Request
Transcribe every record that appears below, exactly and in full.

Records for the exercise
++++++

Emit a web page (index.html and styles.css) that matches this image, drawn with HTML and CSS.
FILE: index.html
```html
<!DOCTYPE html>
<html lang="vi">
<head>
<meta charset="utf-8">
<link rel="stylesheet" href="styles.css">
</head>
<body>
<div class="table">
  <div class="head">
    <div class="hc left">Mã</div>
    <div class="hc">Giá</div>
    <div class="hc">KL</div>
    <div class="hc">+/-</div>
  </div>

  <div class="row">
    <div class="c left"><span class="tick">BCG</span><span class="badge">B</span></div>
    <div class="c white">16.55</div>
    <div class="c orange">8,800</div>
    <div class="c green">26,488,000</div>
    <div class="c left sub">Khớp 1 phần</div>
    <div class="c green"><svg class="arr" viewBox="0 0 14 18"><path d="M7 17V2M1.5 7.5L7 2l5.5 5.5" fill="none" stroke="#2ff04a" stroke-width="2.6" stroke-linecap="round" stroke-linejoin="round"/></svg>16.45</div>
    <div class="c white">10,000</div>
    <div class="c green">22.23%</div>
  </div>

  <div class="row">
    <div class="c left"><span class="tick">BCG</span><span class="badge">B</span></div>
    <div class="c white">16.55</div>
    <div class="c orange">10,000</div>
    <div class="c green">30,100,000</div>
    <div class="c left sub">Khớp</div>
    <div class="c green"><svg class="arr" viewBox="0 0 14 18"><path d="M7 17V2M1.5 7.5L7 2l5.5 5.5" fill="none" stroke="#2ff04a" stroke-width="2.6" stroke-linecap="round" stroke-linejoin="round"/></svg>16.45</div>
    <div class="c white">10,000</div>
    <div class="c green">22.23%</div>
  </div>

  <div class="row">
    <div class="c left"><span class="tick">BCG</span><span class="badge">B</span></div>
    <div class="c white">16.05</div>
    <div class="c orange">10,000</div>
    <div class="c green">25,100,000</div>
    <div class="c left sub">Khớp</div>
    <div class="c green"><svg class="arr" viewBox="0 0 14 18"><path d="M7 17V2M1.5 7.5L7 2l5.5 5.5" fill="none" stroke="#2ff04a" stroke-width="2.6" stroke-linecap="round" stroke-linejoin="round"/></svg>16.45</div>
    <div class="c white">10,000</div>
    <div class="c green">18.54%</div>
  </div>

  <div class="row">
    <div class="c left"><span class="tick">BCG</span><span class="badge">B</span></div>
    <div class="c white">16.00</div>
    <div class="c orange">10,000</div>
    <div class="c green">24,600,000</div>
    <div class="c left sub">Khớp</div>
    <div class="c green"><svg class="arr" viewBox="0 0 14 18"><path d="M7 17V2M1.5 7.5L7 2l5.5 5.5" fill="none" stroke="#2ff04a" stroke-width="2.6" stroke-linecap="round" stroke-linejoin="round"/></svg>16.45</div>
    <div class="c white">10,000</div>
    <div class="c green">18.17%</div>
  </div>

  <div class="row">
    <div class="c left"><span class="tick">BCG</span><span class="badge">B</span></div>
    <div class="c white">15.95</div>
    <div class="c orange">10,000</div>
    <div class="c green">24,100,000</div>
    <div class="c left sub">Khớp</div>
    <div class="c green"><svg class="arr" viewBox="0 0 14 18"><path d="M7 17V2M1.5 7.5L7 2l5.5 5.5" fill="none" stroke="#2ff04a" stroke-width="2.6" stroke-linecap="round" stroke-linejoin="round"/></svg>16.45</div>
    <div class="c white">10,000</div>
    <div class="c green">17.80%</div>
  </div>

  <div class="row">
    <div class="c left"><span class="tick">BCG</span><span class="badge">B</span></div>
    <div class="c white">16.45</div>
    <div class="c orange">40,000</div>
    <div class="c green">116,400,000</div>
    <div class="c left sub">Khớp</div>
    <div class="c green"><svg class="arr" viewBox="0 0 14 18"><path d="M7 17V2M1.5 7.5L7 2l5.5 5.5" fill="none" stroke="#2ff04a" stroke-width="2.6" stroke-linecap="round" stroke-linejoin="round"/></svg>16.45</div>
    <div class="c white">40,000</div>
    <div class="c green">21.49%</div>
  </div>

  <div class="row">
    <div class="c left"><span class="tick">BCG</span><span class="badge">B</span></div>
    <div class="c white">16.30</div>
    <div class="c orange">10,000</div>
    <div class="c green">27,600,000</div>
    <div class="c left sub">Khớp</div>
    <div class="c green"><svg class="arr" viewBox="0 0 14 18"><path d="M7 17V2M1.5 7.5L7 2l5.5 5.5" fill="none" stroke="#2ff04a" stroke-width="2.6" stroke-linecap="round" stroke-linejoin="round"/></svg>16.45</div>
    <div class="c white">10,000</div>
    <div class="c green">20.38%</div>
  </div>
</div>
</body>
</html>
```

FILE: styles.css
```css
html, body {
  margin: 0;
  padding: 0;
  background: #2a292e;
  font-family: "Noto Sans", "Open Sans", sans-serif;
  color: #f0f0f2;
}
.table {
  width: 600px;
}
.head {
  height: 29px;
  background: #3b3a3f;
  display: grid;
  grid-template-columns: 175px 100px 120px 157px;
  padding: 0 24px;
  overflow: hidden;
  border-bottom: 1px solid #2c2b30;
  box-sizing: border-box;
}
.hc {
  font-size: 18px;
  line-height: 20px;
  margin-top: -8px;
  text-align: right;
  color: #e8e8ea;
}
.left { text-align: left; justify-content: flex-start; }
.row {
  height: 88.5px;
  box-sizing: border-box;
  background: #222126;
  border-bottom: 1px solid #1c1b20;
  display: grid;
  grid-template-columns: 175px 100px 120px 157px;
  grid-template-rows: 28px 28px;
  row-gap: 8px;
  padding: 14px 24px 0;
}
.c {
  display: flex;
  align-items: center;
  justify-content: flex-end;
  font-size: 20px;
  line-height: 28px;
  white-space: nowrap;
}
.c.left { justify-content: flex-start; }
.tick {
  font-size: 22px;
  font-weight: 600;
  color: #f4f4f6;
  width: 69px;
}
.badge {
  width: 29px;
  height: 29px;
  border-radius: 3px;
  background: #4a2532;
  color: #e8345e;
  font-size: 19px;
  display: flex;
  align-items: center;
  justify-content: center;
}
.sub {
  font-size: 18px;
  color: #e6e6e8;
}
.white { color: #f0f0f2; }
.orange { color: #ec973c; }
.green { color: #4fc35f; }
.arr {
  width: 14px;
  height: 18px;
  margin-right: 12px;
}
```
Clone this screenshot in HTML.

++++++

Exercise response
Emit a web page (index.html and styles.css) that matches this image, drawn with HTML and CSS.
FILE: index.html
```html
<!DOCTYPE html>
<html lang="vi">
<head>
<meta charset="utf-8">
<link rel="stylesheet" href="styles.css">
</head>
<body>
<div class="table">
  <div class="head">
    <div class="hc left">Mã</div>
    <div class="hc">Giá</div>
    <div class="hc">KL</div>
    <div class="hc">+/-</div>
  </div>

  <div class="row">
    <div class="c left"><span class="tick">BCG</span><span class="badge">B</span></div>
    <div class="c white">16.55</div>
    <div class="c orange">8,800</div>
    <div class="c green">26,488,000</div>
    <div class="c left sub">Khớp 1 phần</div>
    <div class="c green"><svg class="arr" viewBox="0 0 14 18"><path d="M7 17V2M1.5 7.5L7 2l5.5 5.5" fill="none" stroke="#2ff04a" stroke-width="2.6" stroke-linecap="round" stroke-linejoin="round"/></svg>16.45</div>
    <div class="c white">10,000</div>
    <div class="c green">22.23%</div>
  </div>

  <div class="row">
    <div class="c left"><span class="tick">BCG</span><span class="badge">B</span></div>
    <div class="c white">16.55</div>
    <div class="c orange">10,000</div>
    <div class="c green">30,100,000</div>
    <div class="c left sub">Khớp</div>
    <div class="c green"><svg class="arr" viewBox="0 0 14 18"><path d="M7 17V2M1.5 7.5L7 2l5.5 5.5" fill="none" stroke="#2ff04a" stroke-width="2.6" stroke-linecap="round" stroke-linejoin="round"/></svg>16.45</div>
    <div class="c white">10,000</div>
    <div class="c green">22.23%</div>
  </div>

  <div class="row">
    <div class="c left"><span class="tick">BCG</span><span class="badge">B</span></div>
    <div class="c white">16.05</div>
    <div class="c orange">10,000</div>
    <div class="c green">25,100,000</div>
    <div class="c left sub">Khớp</div>
    <div class="c green"><svg class="arr" viewBox="0 0 14 18"><path d="M7 17V2M1.5 7.5L7 2l5.5 5.5" fill="none" stroke="#2ff04a" stroke-width="2.6" stroke-linecap="round" stroke-linejoin="round"/></svg>16.45</div>
    <div class="c white">10,000</div>
    <div class="c green">18.54%</div>
  </div>

  <div class="row">
    <div class="c left"><span class="tick">BCG</span><span class="badge">B</span></div>
    <div class="c white">16.00</div>
    <div class="c orange">10,000</div>
    <div class="c green">24,600,000</div>
    <div class="c left sub">Khớp</div>
    <div class="c green"><svg class="arr" viewBox="0 0 14 18"><path d="M7 17V2M1.5 7.5L7 2l5.5 5.5" fill="none" stroke="#2ff04a" stroke-width="2.6" stroke-linecap="round" stroke-linejoin="round"/></svg>16.45</div>
    <div class="c white">10,000</div>
    <div class="c green">18.17%</div>
  </div>

  <div class="row">
    <div class="c left"><span class="tick">BCG</span><span class="badge">B</span></div>
    <div class="c white">15.95</div>
    <div class="c orange">10,000</div>
    <div class="c green">24,100,000</div>
    <div class="c left sub">Khớp</div>
    <div class="c green"><svg class="arr" viewBox="0 0 14 18"><path d="M7 17V2M1.5 7.5L7 2l5.5 5.5" fill="none" stroke="#2ff04a" stroke-width="2.6" stroke-linecap="round" stroke-linejoin="round"/></svg>16.45</div>
    <div class="c white">10,000</div>
    <div class="c green">17.80%</div>
  </div>

  <div class="row">
    <div class="c left"><span class="tick">BCG</span><span class="badge">B</span></div>
    <div class="c white">16.45</div>
    <div class="c orange">40,000</div>
    <div class="c green">116,400,000</div>
    <div class="c left sub">Khớp</div>
    <div class="c green"><svg class="arr" viewBox="0 0 14 18"><path d="M7 17V2M1.5 7.5L7 2l5.5 5.5" fill="none" stroke="#2ff04a" stroke-width="2.6" stroke-linecap="round" stroke-linejoin="round"/></svg>16.45</div>
    <div class="c white">40,000</div>
    <div class="c green">21.49%</div>
  </div>

  <div class="row">
    <div class="c left"><span class="tick">BCG</span><span class="badge">B</span></div>
    <div class="c white">16.30</div>
    <div class="c orange">10,000</div>
    <div class="c green">27,600,000</div>
    <div class="c left sub">Khớp</div>
    <div class="c green"><svg class="arr" viewBox="0 0 14 18"><path d="M7 17V2M1.5 7.5L7 2l5.5 5.5" fill="none" stroke="#2ff04a" stroke-width="2.6" stroke-linecap="round" stroke-linejoin="round"/></svg>16.45</div>
    <div class="c white">10,000</div>
    <div class="c green">20.38%</div>
  </div>
</div>
</body>
</html>
```

FILE: styles.css
```css
html, body {
  margin: 0;
  padding: 0;
  background: #2a292e;
  font-family: "Noto Sans", "Open Sans", sans-serif;
  color: #f0f0f2;
}
.table {
  width: 600px;
}
.head {
  height: 29px;
  background: #3b3a3f;
  display: grid;
  grid-template-columns: 175px 100px 120px 157px;
  padding: 0 24px;
  overflow: hidden;
  border-bottom: 1px solid #2c2b30;
  box-sizing: border-box;
}
.hc {
  font-size: 18px;
  line-height: 20px;
  margin-top: -8px;
  text-align: right;
  color: #e8e8ea;
}
.left { text-align: left; justify-content: flex-start; }
.row {
  height: 88.5px;
  box-sizing: border-box;
  background: #222126;
  border-bottom: 1px solid #1c1b20;
  display: grid;
  grid-template-columns: 175px 100px 120px 157px;
  grid-template-rows: 28px 28px;
  row-gap: 8px;
  padding: 14px 24px 0;
}
.c {
  display: flex;
  align-items: center;
  justify-content: flex-end;
  font-size: 20px;
  line-height: 28px;
  white-space: nowrap;
}
.c.left { justify-content: flex-start; }
.tick {
  font-size: 22px;
  font-weight: 600;
  color: #f4f4f6;
  width: 69px;
}
.badge {
  width: 29px;
  height: 29px;
  border-radius: 3px;
  background: #4a2532;
  color: #e8345e;
  font-size: 19px;
  display: flex;
  align-items: center;
  justify-content: center;
}
.sub {
  font-size: 18px;
  color: #e6e6e8;
}
.white { color: #f0f0f2; }
.orange { color: #ec973c; }
.green { color: #4fc35f; }
.arr {
  width: 14px;
  height: 18px;
  margin-right: 12px;
}
```
Clone this screenshot in HTML.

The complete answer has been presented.